Betrayed by my mother

This is going to be another one of those that, in the highly unlikely event that my siblings ever start reading this blog, they should most definitely skip, because I am going to talk shit about Mom, and in my family, there is no greater sin.

Mother is the name of God on the lips and hearts of all children, after all.

I’ve talked before about the radical dichotomy that forms when you have an abusive parent. The abusive active one becomes the Devil, and the kindly passive one becomes The Saint. It’s what has to happen, but it means that any issues with The Saint becomes very, very hard to see, let alone grapple with. When you are a kid hiding from The Devil every time they are around, The Saint is your only ally and the “good” parent, and so you have to blindly worship them no matter how poorly they perform as a parent.

You make do with what you get, I suppose. But let’s put it like this : it’s not like it was particularly hard to be a better parent than my Dad.

So it’s high time I tried to rationally assess my mother’s performance. I do this not out of malice towards her but out of an attempt to figure out what is really going on inside me and that means finding the truth in the events of my childhood.

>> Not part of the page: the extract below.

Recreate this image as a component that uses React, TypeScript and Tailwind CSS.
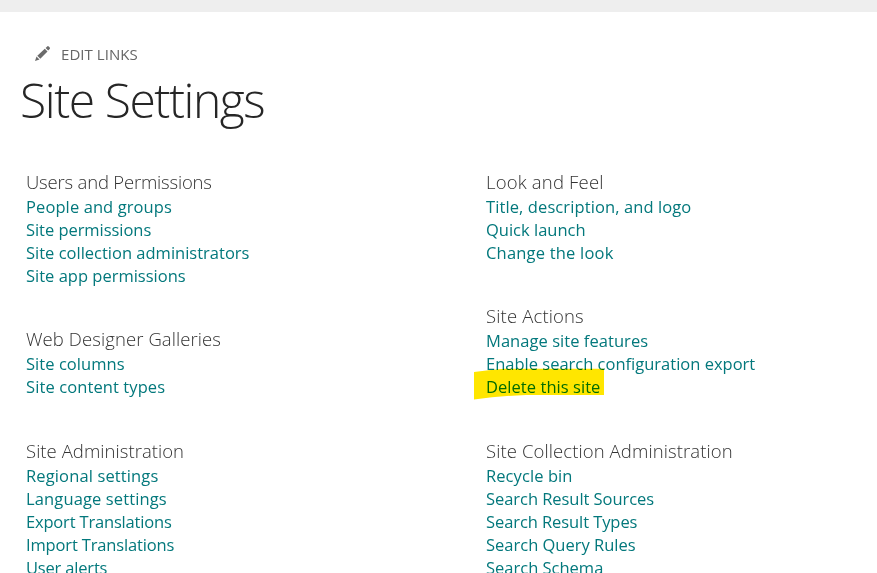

First off, I have to say that when I was little, she was marvelous. I have a lot of happy memories of her showing me things in the garden, reading to me before bed, giving me lots of hugs, and playing the guitar and singing with me. What’s more, she showed a real interest in me and seemed determined to make sure I got what I needed to grow up a strong and caring little boy.

Then that all changed. She went away. It was to go back to work after unplanned little old me, but still, this was the beginning of the withdrawal. I still had her in the summer, though, and I suspect that’s why a lot of those happy memories are filled with sunshine.

That’s probably also why sunny days make me happy even when the heat makes me miserable. But that’s beside the point.

But that ended too. She was still home in the summer, of course, but that just meant more meals she had to cook and more housework to do and now she had to take care of all four of us all the time, and that’s when she started to be a zombie mom.

Because, you see, that’s how timid, passive people like me and my mother betray you. Not by stabbing you in the back or even ever making the decision to leave you. We simply fade away very slowly, too slow to be noticed in realtime, but as sure and certain as the ticking of a clock.

I still had Betty, though. My babysitter. And she paid attention to me, unlike everyone else. I am a lot like my mother but I am also a lot like Betty. I learned so much from her.

And then school came, and I went from being a kid with one person he could count on in his life, whether it was Mom or Betty, to being abandoned to a cruel world for which I was ill prepared and rapidly sank down into a world of boredom, terror, injustice, cruelty, depression, anxiety, and neglect.

That’s when the real betrayal took place, because when I tried to tell my parents (by which I mean my mother, because it’s not like I thought Dad would help, he’s The Devil after all), they just shut me down and made it clear to me that whatever it was, it was my business and my business alone because they could not spare any energy or effort at all on me, the unwanted guest who could not leave.

And I tried at least three times that I can remember, and each time it was much harder than the previous time, and after three or so, I just gave up.

I am positive that if it had been one of my siblings telling them that they were getting beat up in school all the time, it would have been treated like the emergency it was. There would have been calls to the school and outrage and reassurance that Something Would Be Done About This and that It Would Stop.

Especially if it had been one of the girls.

But I could barely get out that I was unhappy and that there was a problem before they shut me down because they just didn’t want to allocate any resources, whether physical, mental, or psychological,. at their disposal to the kid they never wanted, especially when they could go back to pretending I wasn’t there just by shutting me down like they did.

Get back in your box and disappear/

This all culminated on that fateful day when the dentist told my parents that I needed some serious dental work or, if unchecked, my life could be in danger, and my mother blinked and said “Well we can’t afford THAT!” and that was the end of it.

That was the real betrayal. That wasn’t my Dad’s doing, it was hers. Clearly, as much as I adored her, she did not feel the same way about me. If it had been one of my siblings, there would have been no question about it. They would have done whatever it took, made whatever sacrifices they had to make, to do what the dentist told them had to be done .

I know this, because they did it for both of my sisters.

Now I ask of you : what sort of parent is told their kid needs dental work or he may have serious health complications later in life, and just shrugs and walks away?

A very bad parent, that’s what.

My mother did a bad job raising me. She was in the forefront of making me feel like I wasn’t wanted, wasn’t welcome, and certainly wasn’t worth spending money on.

Ya did me wrong, Mom. I know you wouldn’t see it that way, but it’s true.

No wonder I am so fucked up.

I had nobody. 

I will talk to you nice people again tomorrow.